Le quatrième ouvrage commenté par Charles Taylor est le roman de Fiodor Dostoïevski Les Frères Karamazov. Dans les années 1950, travaillé par la question du salut individuel indissociablement lié au salut universel, il découvre Dostoïevski. Déjà, auparavant, il avait fait l’expérience de la liturgie pascale à la cathédrale russe orthodoxe, à Montréal, et en avait été profondément ému. Il était ainsi préparé à la lecture du grand romancier russe. Pour Dostoïevski, comme pour les romantiques, on devient libre dans la mesure où l’on se rend disponible à une communion avec la grande force qui circule dans le monde créé. C’est sur cette idée de communion que s’achève Les Frères Karamazov. La réponse à la question du sens de l’existence consiste en des gestes qui permettent ou renforcent la communion. C’est toute la vie d’Aliocha qui répond à son frère Ivan, le révolté. Interrogé par Jonathan Guilbault sur le christianisme dramatique prôné par Dostoïevski, Charles Taylor répond : « Une conception dramatique de la foi chrétienne peut mener au recroquevillement, à l’Église forteresse ou au fidéisme ; mais elle a le mérite d’éviter de trop faciles compromissions avec ce qui freine l’élan de la foi évangélique. Quand la foi se fait trop accommodante, elle se dénature et oublie la croix » (p. 133-134).
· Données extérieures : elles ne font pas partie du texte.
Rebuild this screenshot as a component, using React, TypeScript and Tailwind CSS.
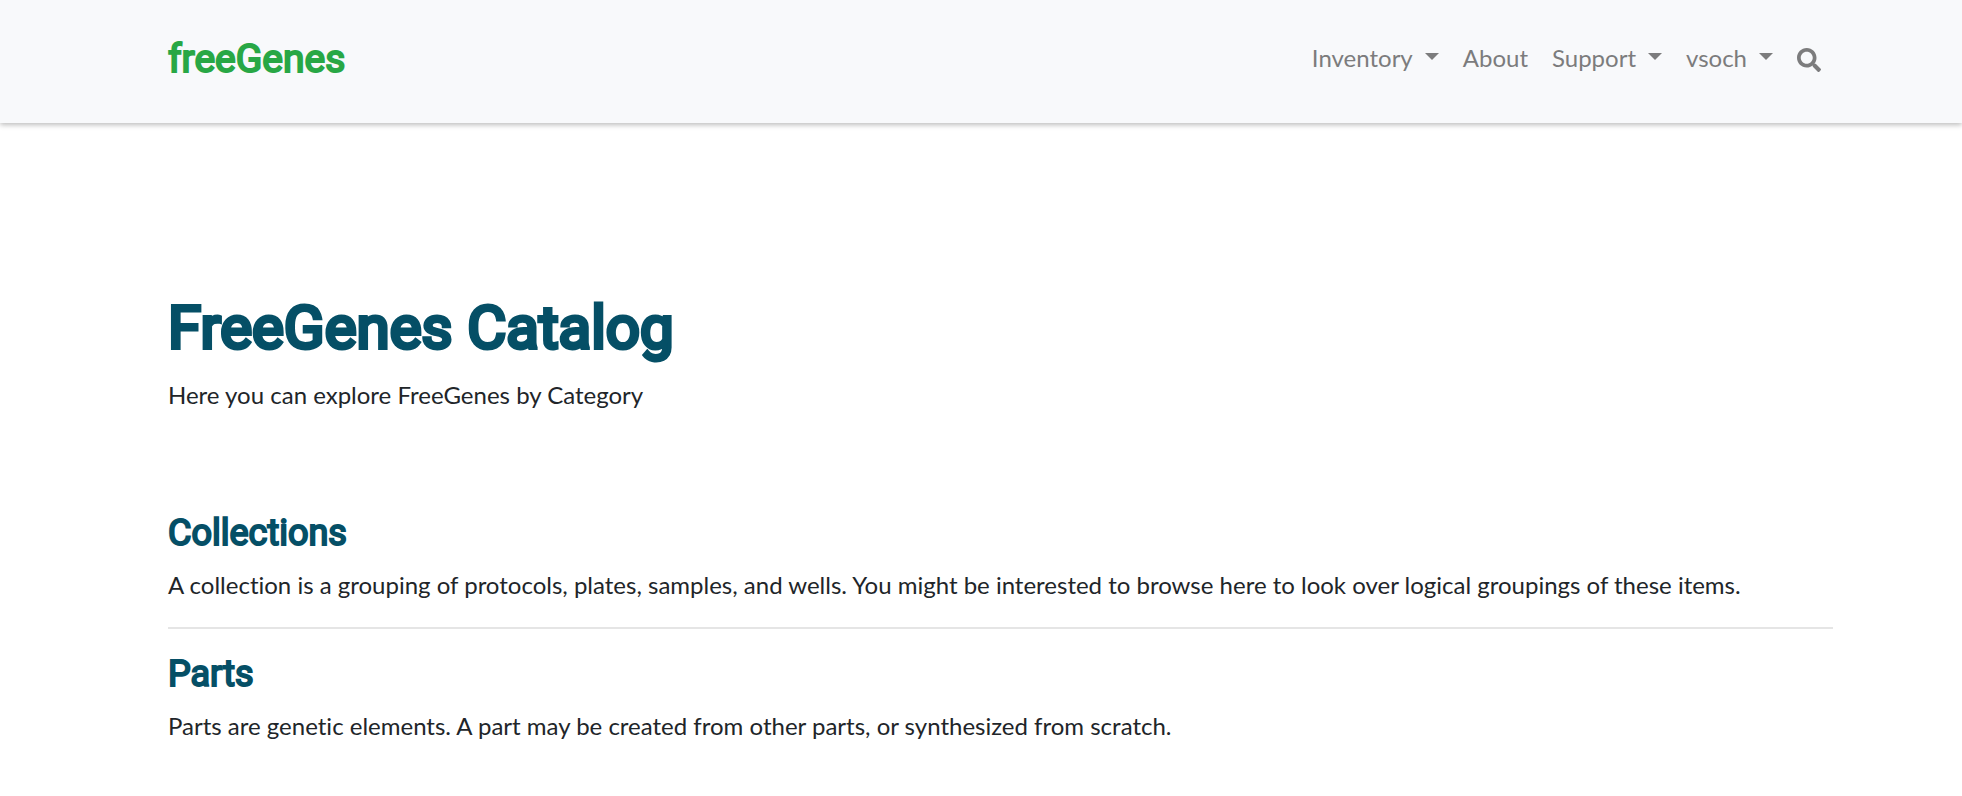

Un dernier entretien porte sur Fidèle à l’avenir, un ouvrage de frère Émile de la communauté de Taizé. Pourquoi Charles Taylor a-t-il choisi ce livre ? Pour deux raisons : parce qu’à Taizé « le caractère oecuménique de l’endroit distille une atmosphère d’ouverture, et la qualité particulière de l’accueil dispose efficacement à faire des rencontres d’une grande profondeur. L’autre raison est que le livre de frère Émile « résume avec une concision admirable les grandes lignes de force de la pensée de Congar » (p. 145). L’expression du concile Vatican II concernant « les signes des temps » éclaire le changement de posture de l’Église devant la modernité et dans le rapport à sa Tradition. « L’Église est essentiellement pérégrine. Quand elle médite sur les signes des temps, elle doit marcher sur un sentier étroit bordant deux fossés : une trop grande impatience d’apporter les changements requis – ce qui peut mener à des incompréhensions faisant du remède un mal pire que la maladie ; et une pusillanimité paralysant ses mouvements » (p. 153).

Le livre de Charles Taylor est stimulant à plus d’un titre. Peut-être est-il difficile de voir les points communs entre les cinq auteurs qui ont interpellé sa foi. Dans les dernières pages de ce livre d’entretiens, Jonathan Guilbault résume le fil conducteur en disant que tous les auteurs cités, chacun à leur façon, ont tous en commun d’avoir défendu la liberté contre la menace des systèmes qui broient des vies et qui se traduisent en injustices.